What impact are you making through your position?
It is a really exciting time to work in public land management. The science and data available to inform decision making is rapidly expanding and helping us overcome barriers once thought to be insurmountable.
While traditional sources of data flow from field-based observations (e.g., common stand exam, wildlife surveys, rare plant inventories, etc.), remote sensing combined with strategic inventories (e.g., forest inventory and analysis data) are enabling landscape level planning at scales that were previously only theoretical concepts (e.g., landscape ecology).
The sustainable management of our natural resources rests on our ability to make informed decisions as the needs of society expand exponentially.
How did the College of Natural Resources prepare you for your current position?

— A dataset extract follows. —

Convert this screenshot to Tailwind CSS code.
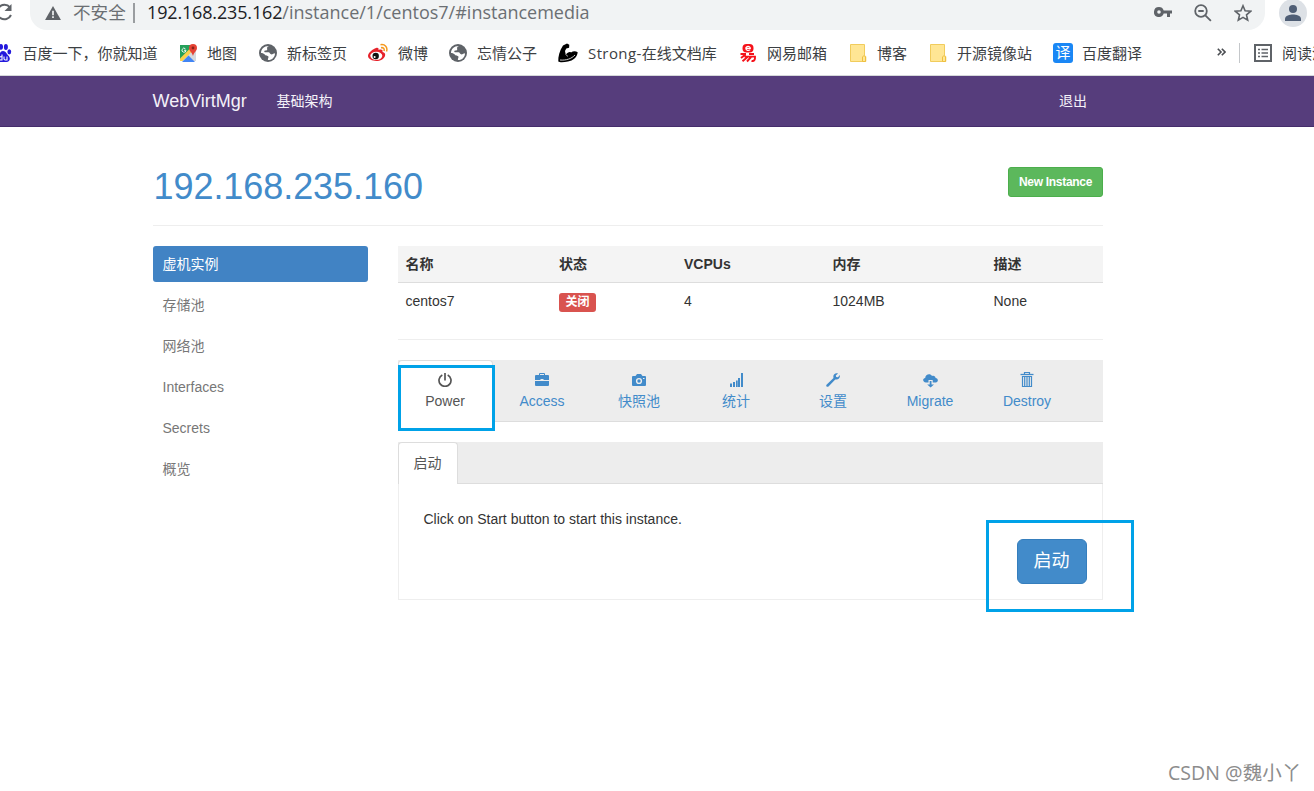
<!DOCTYPE html>
<html lang="zh-CN">
<head>
    <meta charset="UTF-8">
    <meta name="viewport" content="width=device-width, initial-scale=1.0">
    <title>WebVirtMgr - centos7</title>
    <script src="https://cdn.jsdelivr.net/npm/@tailwindcss/browser@4"></script>
</head>
<body class="relative h-[791px] overflow-hidden bg-white font-['Liberation_Sans','Noto_Sans_CJK_SC',sans-serif] text-sm leading-5 text-[#333]">

    <!-- Browser toolbar -->
    <div class="flex h-[30px] overflow-hidden font-['Open_Sans','Noto_Sans_CJK_SC',sans-serif]">
        <div class="w-[30px] shrink-0">
            <svg class="-ml-[6px] mt-[2px]" width="20" height="20" viewBox="0 0 20 20" fill="none" stroke="#5f6368" stroke-width="2">
                <path d="M16 5.5A7.2 7.2 0 1 0 17 13"/>
                <path d="M17.5 2v7h-7z" fill="#5f6368" stroke="none"/>
            </svg>
        </div>
        <div class="-mt-[5px] flex h-[35px] w-[1235px] shrink-0 items-center rounded-b-[17px] bg-[#f1f3f4] pl-[15px]">
            <svg class="mt-px" width="16" height="14" viewBox="0 0 17 15">
                <path d="M8.5 0L17 15H0z" fill="#5f6368"/>
                <path d="M7.6 5.2h1.8v4.6H7.6zM7.6 11h1.8v1.9H7.6z" fill="#f1f3f4"/>
            </svg>
            <span class="-mt-[2px] ml-[12px] w-[53px] text-[17.6px] whitespace-nowrap text-[#6b6f73]">不安全</span>
            <span class="ml-[7px] h-5 w-[2px] bg-[#9a9da0]"></span>
            <span class="-mt-[2px] ml-[12px] text-[18px] whitespace-nowrap text-[#6b6f73]"><span class="tracking-[-0.16px] text-[#202124]">192.168.235.162</span>/instance/1/centos7/#instancemedia</span>
            <svg class="-mt-px mr-[22px] ml-auto" width="18" height="12" viewBox="0 0 18 12">
                <path d="M5 1a5 5 0 1 0 4.7 6.600H13V11h3V7.600h2V4.400H9.700A5 5 0 0 0 5 1zm0 3.200a1.800 1.800 0 1 1 0 3.600 1.800 1.800 0 0 1 0-3.600z" fill="#5f6368"/>
            </svg>
            <svg class="mt-px mr-[22px]" width="18" height="18" viewBox="0 0 18 18" fill="none" stroke="#5f6368" stroke-width="1.800">
                <circle cx="7" cy="7" r="5.800"/>
                <path d="M4.300 7h5.400M11.300 11.300l5.600 5.600"/>
            </svg>
            <svg class="mt-px mr-[13px]" width="18" height="18" viewBox="0 0 18 18" fill="none" stroke="#5f6368" stroke-width="1.600">
                <path d="M9 1.800l2.100 5 5.500.5-4.100 3.600 1.200 5.300L9 13.400l-4.700 2.800 1.200-5.300-4.100-3.600 5.500-.5z"/>
            </svg>
        </div>
        <svg class="-mt-px ml-[14px] shrink-0" width="28" height="28" viewBox="0 0 28 28">
            <circle cx="14" cy="14" r="14" fill="#dde1e6"/>
            <circle cx="14" cy="10" r="4" fill="#4f5e75"/>
            <path d="M6 22v-2.200c0-3 5-4.300 8-4.300s8 1.300 8 4.300V22z" fill="#4f5e75"/>
        </svg>
    </div>

    <!-- Bookmarks bar -->
    <div class="flex h-[46px] items-center overflow-hidden border-b border-[#d5d8da] font-['Open_Sans','Noto_Sans_CJK_SC',sans-serif] text-[15px] whitespace-nowrap text-[#3c4043]">
        <div class="-ml-[7px] flex w-[185px] shrink-0 items-center gap-[9.500px]">
            <svg width="20" height="20" viewBox="0 0 20 20" fill="#2319dc">
                <ellipse cx="3.500" cy="8.500" rx="2" ry="2.700"/>
                <ellipse cx="8" cy="3.800" rx="2" ry="2.900"/>
                <ellipse cx="12.900" cy="4" rx="2" ry="2.900"/>
                <ellipse cx="16.300" cy="8.800" rx="1.900" ry="2.600"/>
                <path d="M10 8c3 0 3.500 3 5.500 4.800 2.500 2.400 1.200 6.200-2 6.200H7c-3.500 0-4.500-4-2-6.300C7 11 7.200 8 10 8z"/>
                <path d="M9 11.500V17H7.500a1.700 1.700 0 0 1 0-3.300H9M11 13.500v2.300q0 1.200 1.200 1.200H14v-3.500" fill="none" stroke="#fff" stroke-width="1.100"/>
            </svg>
            <span>百度一下，你就知道</span>
        </div>
        <div class="flex w-[80px] shrink-0 items-center gap-[9px]">
            <svg width="20" height="20" viewBox="0 0 20 20">
                <path d="M2 2h14L2 18z" fill="#25a05a"/>
                <path d="M2 18L15 5l3 3v10z" fill="#d6d9dc"/>
                <path d="M2 15.500L13.500 4l2.500 2.500L4.500 18H2z" fill="#fbd04b"/>
                <path d="M4 19l6.500-6.500L17 19z" fill="#4285f4"/>
                <path d="M15 1a4 4 0 0 1 4 4c0 3-3 4-4 8-1-4-4-5-4-8a4 4 0 0 1 4-4z" fill="#e54335"/>
                <circle cx="15" cy="5" r="1.400" fill="#8c2218"/>
                <path d="M7.400 5.800A2 2 0 1 0 8 7.300H6" fill="none" stroke="#fff" stroke-width=".9"/>
            </svg>
            <span>地图</span>
        </div>
        <div class="flex w-[110px] shrink-0 items-center gap-[9px]">
            <svg width="20" height="20" viewBox="0 0 20 20">
                <circle cx="10" cy="10" r="9" fill="#5f6368"/>
                <path d="M11 3c-1.800.8-2.200 1.500-1.800 3 .3 1-.7 1.500-2 1.500C6 7.500 6 9 7 9.300h3.500c1.500 0 1.200 1.700 2.500 2 1.300.4 2.500-.8 4-1 0 4-3 7-7 6.800-.5-1.200.5-1.800.5-3C10.500 12.500 8 13 7 11.800 6 10.600 4.500 10 3 10 3 6 6.500 2.700 11 3z" fill="#fff"/>
            </svg>
            <span>新标签页</span>
        </div>
        <div class="flex w-[80px] shrink-0 items-center gap-[10px]">
            <svg width="20" height="20" viewBox="0 0 20 20">
                <path d="M8 5c1.800-.8 3 .1 2.500 2 2.300-1 4.800-.5 4 2 2 .5 3.200 1.600 2.500 4-1 3-4.700 5-8.700 5S0 16 0 12.800C0 9.800 5 6 8 5z" fill="#e6222b"/>
                <ellipse cx="8.300" cy="12.800" rx="6" ry="4" fill="#fff"/>
                <circle cx="7.700" cy="13" r="3.200" fill="#111"/>
                <circle cx="6.600" cy="14" r="1" fill="#fff"/>
                <path d="M12.500 1.700c4.500-.8 7.500 2.500 6 6.900M13 4.700c2.300-.4 3.700 1 3 3.200" fill="none" stroke="#f5981d" stroke-width="1.500"/>
            </svg>
            <span>微博</span>
        </div>
        <div class="flex w-[110px] shrink-0 items-center gap-[9px]">
            <svg width="20" height="20" viewBox="0 0 20 20">
                <circle cx="10" cy="10" r="9" fill="#5f6368"/>
                <path d="M11 3c-1.800.8-2.200 1.500-1.800 3 .3 1-.7 1.500-2 1.500C6 7.500 6 9 7 9.300h3.500c1.500 0 1.200 1.700 2.500 2 1.300.4 2.500-.8 4-1 0 4-3 7-7 6.800-.5-1.200.5-1.800.5-3C10.500 12.500 8 13 7 11.800 6 10.600 4.500 10 3 10 3 6 6.500 2.700 11 3z" fill="#fff"/>
            </svg>
            <span>忘情公子</span>
        </div>
        <div class="flex w-[180px] shrink-0 items-center gap-[10px]">
            <svg width="20" height="20" viewBox="0 0 20 20">
                <path d="M5 2.500L9 .5l2.300 1.200-.2 3-2.800.8-1.300 2.500.8 4C9.500 9 12 8.500 13 9.500c2-1.500 4.500-1.500 6.700-.3-.5 5-4.700 8.300-9.700 9.300-4 .8-8 1.200-9.700 0C0 14 1.500 7.500 5 2.500z" fill="#000"/>
                <path d="M2 17c6 .6 11.500-1.200 15-5" fill="none" stroke="#fff" stroke-width=".8"/>
                <path d="M8 11.500c.3 1 1 1.600 2 1.800" fill="none" stroke="#fff" stroke-width=".6"/>
            </svg>
            <span><span class="tracking-[0.400px]">Strong-</span>在线文档库</span>
        </div>
        <div class="flex w-[110px] shrink-0 items-center gap-[9px]">
            <svg width="20" height="20" viewBox="0 0 20 20" fill="none" stroke="#f5121a" stroke-width="1.900">
                <rect x="4.500" y="1" width="11" height="8.500" rx="4" fill="#f5121a" stroke="none"/>
                <path d="M7.800 5.300h4.500c0-2.500-4.500-2.500-4.500 0s3 2.500 4.500 1.300" stroke="#fff" stroke-width="1.200"/>
                <path d="M2.500 11H8M11 11h5M7.500 11.500L3 15M6.500 13.600H17c.3 3-.8 5-3.500 4.200M9.500 14L4.500 18.300M13 14L9 18.500"/>
            </svg>
            <span>网易邮箱</span>
        </div>
        <div class="flex w-[80px] shrink-0 items-center gap-[9px]">
            <svg width="20" height="20" viewBox="0 0 20 20">
                <path d="M2.500 1.500h14v11l1.300 1v5H2.500z" fill="#ffe694" stroke="#f1cc5c"/>
                <path d="M14.500 18v-4l1.500-1.500 1.500 1.500v4.500h-3z" fill="#ffe694" stroke="#eebf3f"/>
            </svg>
            <span>博客</span>
        </div>
        <div class="flex w-[125px] shrink-0 items-center gap-[9px]">
            <svg width="20" height="20" viewBox="0 0 20 20">
                <path d="M2.500 1.500h14v11l1.300 1v5H2.500z" fill="#ffe694" stroke="#f1cc5c"/>
                <path d="M14.500 18v-4l1.500-1.500 1.500 1.500v4.500h-3z" fill="#ffe694" stroke="#eebf3f"/>
            </svg>
            <span>开源镜像站</span>
        </div>
        <div class="flex shrink-0 items-center gap-[9px]">
            <span class="flex size-5 items-center justify-center rounded-[3px] bg-[#1a87f5] text-[15px] leading-none text-white">译</span>
            <span>百度翻译</span>
        </div>
        <svg class="-mt-[2px] ml-[75px] shrink-0" width="9" height="8" viewBox="0 0 9 8" fill="none" stroke="#4a4d51" stroke-width="1.600">
            <path d="M.8.800L4 4 .8 7.200M4.800.800L8 4 4.800 7.200"/>
        </svg>
        <span class="ml-[13px] h-5 w-px shrink-0 bg-[#c4c7ca]"></span>
        <svg class="ml-[14px] shrink-0" width="18" height="18" viewBox="0 0 18 18" fill="none" stroke="#5f6368">
            <rect x="1" y="1" width="16" height="16" stroke-width="2"/>
            <path d="M4 5.500h2M4 9h2M4 12.500h2M7.500 5.500H14M7.500 9H14M7.500 12.500H14" stroke-width="1.600"/>
        </svg>
        <span class="ml-[10px]">阅读清单</span>
    </div>

    <!-- Navbar -->
    <nav class="flex h-[51px] items-center border-b border-[#452d6b] bg-[#563d7c] pl-[152.500px] text-[#f4f1f8]">
        <a href="#" class="w-[124px] text-lg">WebVirtMgr</a>
        <a href="#" class="w-[782.500px]">基础架构</a>
        <a href="#">退出</a>
    </nav>

    <main class="ml-[153px] w-[950px]">
        <!-- Page header -->
        <header class="flex h-[99px] items-start justify-between border-b border-[#eee] pt-10">
            <h1 class="pl-[0.500px] text-[36px] leading-[40px] tracking-[-0.060px] text-[#428bca]">192.168.235.160</h1>
            <button class="h-[30px] w-[95px] rounded-[3px] border border-[#4cae4c] bg-[#5cb85c] text-xs font-bold tracking-[-0.300px] text-white">New Instance</button>
        </header>

        <div class="mt-5 flex gap-[30px]">
            <!-- Sidebar -->
            <ul class="flex w-[215px] shrink-0 flex-col gap-[5px] text-[#777]">
                <li class="flex h-9 items-center rounded-[3px] bg-[#4183c4] px-[9.500px] text-white">虚机实例</li>
                <li class="flex h-9 items-center px-[9.500px]">存储池</li>
                <li class="flex h-9 items-center px-[9.500px]">网络池</li>
                <li class="flex h-9 items-center px-[9.500px]">Interfaces</li>
                <li class="flex h-9 items-center px-[9.500px]">Secrets</li>
                <li class="flex h-9 items-center px-[9.500px]">概览</li>
            </ul>

            <div class="w-[705px]">
                <!-- Instance table -->
                <table class="w-full table-fixed border-separate border-spacing-0 text-left">
                    <thead>
                        <tr class="bg-[#f4f4f4]">
                            <th class="h-[37px] w-[153px] border-b border-[#ddd] p-0 pl-[7.500px]">名称</th>
                            <th class="w-[125px] border-b border-[#ddd] p-0 pl-2">状态</th>
                            <th class="w-[149px] border-b border-[#ddd] p-0 pl-2">VCPUs</th>
                            <th class="w-[160px] border-b border-[#ddd] p-0 pl-[7.500px]">内存</th>
                            <th class="border-b border-[#ddd] p-0 pl-[8.500px]">描述</th>
                        </tr>
                    </thead>
                    <tbody>
                        <tr class="h-9">
                            <td class="pl-[7.500px]">centos7</td>
                            <td class="pl-2"><span class="relative top-px flex h-[19px] w-[37px] items-center justify-center rounded-[3px] bg-[#d9534f] text-xs font-bold text-white">关闭</span></td>
                            <td class="pl-2">4</td>
                            <td class="pl-[7.500px]">1024MB</td>
                            <td class="pl-[8.500px]">None</td>
                        </tr>
                    </tbody>
                </table>
                <hr class="mt-5 border-[#eee]">

                <!-- Instance actions -->
                <ul class="mt-5 flex h-[62px] gap-[2px] border-b border-[#ddd] bg-[#ededed] text-center text-[#428bca]">
                    <li class="relative -mb-px flex w-[95px] flex-col items-center rounded-t-[4px] border border-b-0 border-[#ddd] bg-white pt-3 pr-px text-[#555]">
                        <svg width="14" height="14" viewBox="0 0 14 14" fill="none" stroke="#555" stroke-width="1.700">
                            <path d="M4.300 2A6 6 0 1 0 9.700 2M7 0v7.500"/>
                        </svg>
                        <span class="mt-[4px]">Power</span>
                        <span class="absolute top-1 -left-px h-[66px] w-[97px] border-[3px] border-[#00a2e8]"></span>
                    </li>
                    <li class="flex w-[95px] flex-col items-center pt-[13px] pr-px">
                        <svg width="14" height="14" viewBox="0 0 14 14" fill="#428bca">
                            <path d="M4 2V1q0-1 1-1h4q1 0 1 1v1h3q1 0 1 1v4H8.500V6h-3v1H0V3q0-1 1-1zM5 2h4V1H5zM0 8h14v4q0 1-1 1H1q-1 0-1-1z"/>
                        </svg>
                        <span class="mt-[4px]">Access</span>
                    </li>
                    <li class="flex w-[95px] flex-col items-center pt-[13px] pr-px">
                        <svg width="14" height="14" viewBox="0 0 14 14">
                            <path d="M5 1h4l1.500 2H13q1 0 1 1v8q0 1-1 1H1q-1 0-1-1V4q0-1 1-1h2.500z" fill="#428bca"/>
                            <circle cx="7" cy="8" r="2.400" fill="none" stroke="#ededed" stroke-width="1.400"/>
                            <path d="M11 5h1.500v1H11z" fill="#ededed"/>
                        </svg>
                        <span class="mt-[4px]">快照池</span>
                    </li>
                    <li class="flex w-[95px] flex-col items-center pt-[13px] pr-px">
                        <svg width="14" height="14" viewBox="0 0 14 14" fill="#428bca">
                            <path d="M1 10.500h2V14H1zM4 9h2v5H4zM7 7.500h1.700V14H7zM9 5h2v9H9zM12 0h2v14h-2z"/>
                        </svg>
                        <span class="mt-[4px]">统计</span>
                    </li>
                    <li class="flex w-[95px] flex-col items-center pt-[13px] pr-px">
                        <svg width="14" height="14" viewBox="0 0 14 14" fill="#428bca">
                            <path d="M12 .5L9.800 2.500l.4 1.600 1.700.2L13.900 2c.5 3-1.800 5.200-4.600 4.400L2.500 13.400c-1.300 1.200-3-.4-2-1.700L7.500 5C6.600 2 9 -.5 12 .5z"/>
                        </svg>
                        <span class="mt-[4px]">设置</span>
                    </li>
                    <li class="flex w-[95px] flex-col items-center pt-[13px] pr-px">
                        <svg width="15" height="15" viewBox="0 0 15 15" fill="#428bca">
                            <path d="M3 9.500C-.8 9.200-.5 5.200 2.200 5 2.200 1 7.500-.3 9 3c2-.8 3.600.5 3.500 2 3 0 3.200 4.300.2 4.500H9.700V7H5.500v2.500z"/>
                            <path d="M6.700 8h1.800v3.500H11l-3.400 3-3.400-3h2.500z"/>
                        </svg>
                        <span class="mt-[3px]">Migrate</span>
                    </li>
                    <li class="flex w-[95px] flex-col items-center pt-[12px] pr-px">
                        <svg width="14" height="15" viewBox="0 0 14 15" fill="none" stroke="#428bca">
                            <path d="M.5 2.500h13" stroke-width="1.300"/>
                            <path d="M4.500 2.500v-2h5v2M2 4.500h10M2.500 4v10.500h9V4M4.700 5v9M7 5v9M9.300 5v9" stroke-width="1.200"/>
                        </svg>
                        <span class="mt-[4px]">Destroy</span>
                    </li>
                </ul>

                <!-- Power panel -->
                <div class="mt-5 flex h-[42px] border-b border-[#ddd] bg-[#ededed]">
                    <div class="-mb-px flex w-[60px] items-center justify-center rounded-t-[4px] border border-b-0 border-[#ddd] bg-white pr-px pb-[2px] text-[#555]">启动</div>
                </div>
                <div class="flex h-[116px] justify-between border border-t-0 border-[#eee] pr-[15px] pl-[24.500px]">
                    <p class="mt-[25px]">Click on Start button to start this instance.</p>
                    <div class="relative mt-[55px] h-[45px] w-[70px]">
                        <button class="h-full w-full rounded-[6px] border border-[#357ebd] bg-[#428bca] pr-px pb-[2px] text-lg text-white">启动</button>
                        <span class="absolute -top-[19px] -left-[31px] h-[92px] w-[148px] border-[3px] border-[#00a2e8]"></span>
                    </div>
                </div>
            </div>
        </div>
    </main>

    <!-- Watermark -->
    <div class="absolute top-[760px] left-[1168px] font-['Open_Sans','Noto_Sans_CJK_SC',sans-serif] text-[19.500px] leading-[25px] tracking-[0.050px] whitespace-nowrap text-[#8c8c8c]">CSDN @魏小丫</div>
</body>
</html>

Simply put, the College of Natural Resources provided a very well-rounded academic foundation around which I have built my career. Beyond the classroom experience, opportunities for applied learning were accessible which truly embodies the “Think and Do” philosophy, ultimately connecting me to my career with the USDA Forest Service.
Many professionals are highly specialized in their area of expertise, whereas I am a generalist who has a grasp of both the science and the decision-making process. This puts me in a position to be an integrator of both knowledge and process to help guide decision making in the face of complex challenges.
What advice do you have for current College of Natural Resources students?
Follow your core values. What led you into natural resources in the first place? Maintaining this alignment will help with both professional success and personal satisfaction in the long run. Also, don’t downplay the importance of a generalist education in natural resources, as systems thinkers and integrators are needed just as much as specialists.